Ciertos atributos dan lugar a confusión porque son comunes a varios santos. Pensemos por ejemplo en los ángeles: sus distintas actitudes nos permiten reconocer a los santos a los que hacen referencia. Están en las nubes alrededor de Santa Adelaida y de San Antonio de Padua. Sin embargo, sólo un ángel se comunica con Santa Inés de Montepulciano o guía a Santa Aldegunda. En cambio, son varios los que sujetan una corona de espinas y un rosario junto a Santa Gertrudis de Helfta.
Al cura de Ars (Francia), San Juan María Vianney, se le reconoce por su aspecto físico (el rostro descarnado y bondadoso), pero también se le distingue por la sobrepelliz y la estola que viste. San Juan Bosco, por su parte, suele representarse con birrete y sotana.

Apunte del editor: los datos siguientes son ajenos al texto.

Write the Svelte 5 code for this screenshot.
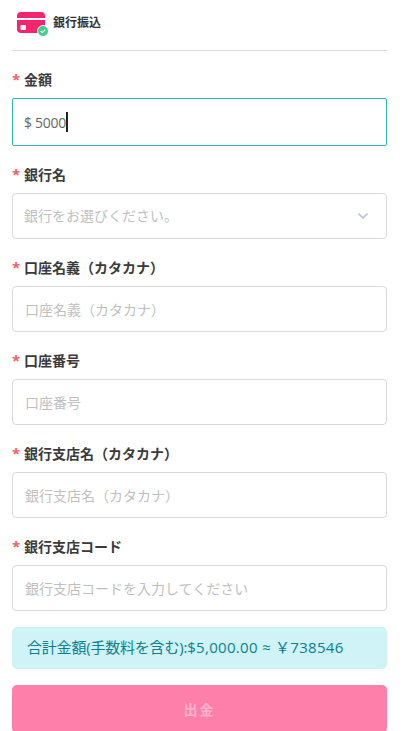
<script>
	// Bank transfer withdrawal form
	let amount = $state('$ 5000');
	const fields = [
		{ label: '口座名義（カタカナ）', placeholder: '口座名義（カタカナ）' },
		{ label: '口座番号', placeholder: '口座番号' },
		{ label: '銀行支店名（カタカナ）', placeholder: '銀行支店名（カタカナ）' },
		{ label: '銀行支店コード', placeholder: '銀行支店コードを入力してください' }
	];
</script>

<div class="page">
	<div class="header">
		<svg class="card-icon" width="32" height="26" viewBox="0 0 32 26">
			<path d="M1 5a4 4 0 0 1 4-4h20a4 4 0 0 1 4 4v2H1z" fill="#f5256d" />
			<path d="M1 9h28v9a4 4 0 0 1-4 4H5a4 4 0 0 1-4-4z" fill="#f5256d" />
			<rect x="4.500" y="14" width="5.500" height="5" rx="1" fill="#fff" />
			<circle cx="27" cy="20" r="5.500" fill="#3ecf8a" stroke="#fff" stroke-width="1" />
			<path d="M24.700 20l1.700 1.700 2.900-3" fill="none" stroke="#fff" stroke-width="1.200" />
		</svg>
		<span class="title">銀行振込</span>
	</div>

	<div class="field">
		<div class="label"><span class="star">*</span>金額</div>
		<div class="control focused"><span class="value">{amount}</span><span class="caret"></span></div>
	</div>

	<div class="field">
		<div class="label"><span class="star">*</span>銀行名</div>
		<div class="control select">
			<span class="placeholder">銀行をお選びください。</span>
			<svg class="chevron" width="12" height="8" viewBox="0 0 12 8">
				<path d="M1.500 1.500L6 6l4.500-4.500" fill="none" stroke="#c5cbd6" stroke-width="1.800" />
			</svg>
		</div>
	</div>

	{#each fields as f}
		<div class="field">
			<div class="label"><span class="star">*</span>{f.label}</div>
			<div class="control"><span class="placeholder">{f.placeholder}</span></div>
		</div>
	{/each}

	<div class="total"><span class="fee">合計金額(手数料を含む):</span><span class="sum">$5,000.00 ≈ ￥738546</span></div>
	<button class="submit" disabled>出金</button>
</div>

<style>
	:global(body) {
		background: #fff;
		overflow: hidden;
	}

	.page {
		height: 731px;
		overflow: hidden;
		box-sizing: border-box;
		width: 399px;
		padding: 0 12px;
		font-family: "Open Sans", "Noto Sans CJK JP", sans-serif;
		color: #333;
	}

	.header {
		display: flex;
		align-items: center;
		gap: 5px;
		height: 51px;
		padding-left: 4px;
		box-sizing: border-box;
		border-bottom: 1px solid #dcdcdc;
	}

	.title {
		font-size: 12px;
		font-weight: 700;
		margin-top: -6px;
	}

	.card-icon {
		margin-top: -3px;
	}

	.field {
		margin-top: 18px;
	}

	.field:first-of-type {
		margin-top: 19px;
	}

	.label {
		font-size: 14px;
		font-weight: 700;
		line-height: 21px;
		height: 29px;
		color: #3a3a3a;
	}

	.star {
		display: inline-block;
		width: 8px;
		margin-right: 4px;
		color: #f0606a;
		font-size: 15px;
		font-weight: 700;
	}

	.control {
		display: flex;
		align-items: center;
		box-sizing: border-box;
		height: 46px;
		padding: 0 12px;
		border: 1px solid #d9d9d9;
		border-radius: 4px;
		font-size: 14px;
	}

	.focused {
		height: 48px;
		padding-left: 11px;
		border-color: #2fb8bd;
		border-radius: 2px;
	}

	.select {
		justify-content: space-between;
		padding-left: 11px;
		padding-right: 17px;
	}

	.select .placeholder {
		margin-top: -2px;
	}

	.value {
		color: #666;
		letter-spacing: -0.3px;
	}

	.caret {
		width: 2px;
		height: 20px;
		background: #222;
	}

	.placeholder {
		color: #bfbfbf;
	}

	.total {
		margin-top: 16px;
		height: 42px;
		line-height: 41px;
		padding: 0 15px;
		font-size: 15px;
		color: #0b7f8f;
		background: #cff3f7;
		border-radius: 5px;
	}

	.fee {
		letter-spacing: -0.2px;
	}

	.sum {
		letter-spacing: 0.3px;
	}

	.submit {
		display: block;
		width: 100%;
		height: 48px;
		margin-top: 16px;
		border: 0;
		border-radius: 5px;
		background: #ff7fab;
		color: #ffb3cd;
		font-family: inherit;
		font-size: 14px;
		font-weight: 700;
		letter-spacing: 2px;
	}
</style>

Con la llegada de la fotografía, los atributos y los símbolos que permitían identificar a un santo pasaron a ocupar un segundo lugar para ser reemplazados por su imagen auténtica. El último santo que fue representado con un atributo fue Maximiliano María Kolbe, un fraile polaco que murió en un campo de concentración. Sus gafas y el siniestro pijama de rayas se convirtieron en sus símbolos.
El discurso teológico da a entender que los atributos son signos destinados a manifestar una realidad divina. Hacen corresponder lo humano y lo divino. En esta obra nos hemos centrado en estos signos de reconocimiento porque son los que nos hemos acostumbrado a ver alrededor de los santos y los que nos permiten identificarlos.
Guía de santos
A
Abdón y Senén
Siglo III. Persia
Traje persa y gorro frigio o corona en la cabeza. La espada con la que fueron decapitados.
Acacio de Antioquía
Siglo II. Antioquía (Turquía)
Espada y crucifijo. Corona de espinas.
Acardo
Siglo VII. Francia. Abad de Jumièges
Rayo de sol al que une sus guantes.
Acaz de Amiens
Siglo III (¿?). Francia
Cráneo hundido. Espada de madera hundida en el cráneo.
Acisclo
Siglo IV. Córdoba. Mártir
Joven coronado de rosas, junto a Santa Victoria.
Adelaida
Siglo X. Hija del rey de Borgoña y emperatriz de Alemania
Corona real con un pequeño velo. Ángeles en las nubes. Embarcación en la que huye. Cadenas abiertas a sus pies. Maqueta de iglesia en la mano. Libro (misal) abierto ante ella. Manos cruzadas sobre el pecho.
Adelaida de Bellich
Siglo XI. Colonia (Alemania). Abadesa
Pan en la mano.
Adelino
Siglo VII. Limoges (Francia); Maastricht
(Países Bajos). Señor feudal y fraile
Paloma sobre el hombro.
Adrián de Fortescue
Siglos XV-XVI. Inglaterra. Mártir
Muñecas atadas. Manto con la cruz de Malta.
Adriano
Siglo IV. Nicomedia (Asia Menor). Oficial romano
Coraza, manos cortadas.
Afra de Augsburgo
Siglo IV. Augsburgo (Alemania). Cortesana
Muñecas atadas.
Afrodisio
Siglo III. Egipto; Béziers (Francia). Obispo
Camello.
Agapito
Siglo III. Mártir
Colgado cabeza abajo sobre las llamas de una hoguera. Entre dos leones.
Agrícola
Siglo VIII. Fraile de Lérins (Francia) y obispo de Aviñón
Cigüeña a sus pies o que lleva en el pico una serpiente. Libro (misal) abierto que lee.
Águeda de Catania
Siglo III. Sicilia (Italia)
Hoguera. Cabellera. Corona de mártir entre las manos. Cruz ante la que reza. Manos levantadas. Diadema con perlas en la cabeza. Joven que lleva los senos sobre una bandeja. Pechos desnudos y desgarrados por sus verdugos. Tenazas que arrancan sus senos. Poste en el que está atada. Velo sobre la cabeza.
Agustín de Hipona
Siglos IV-V. Obispo de Hipona y doctor de la Iglesia
Corazón ardiente y perforado por las flechas. Concha con un niño. Libro cerrado que sujeta con ambas manos.
Agustín Novelli (beato)
Siglo XI. Italia. Religioso de la Orden de San Agustín
Libro cerrado que sujeta con ambas manos. Ángel hablándole al oído.
Aidan de Lindisfarne
Siglo VII. Irlanda
Ciervo tumbado a sus pies. Estrella. Antorcha.
Alain de la Roche
Siglo XV. Religioso de la Orden de Predicadores (dominicos)
Rosario.
Alberico
Siglo VIII. Holanda. Obispo de Utrecht
Libro (misal) abierto en la mano izquierda, que señala con la derecha.
Alberto de Lieja
(o de Lovaina)
Siglo XII. España. Obispo de Lieja
Espadas a sus pies. Ermita. Cruz de madera plantada sobre el camino. Libro que lee. Pala de horno con panes.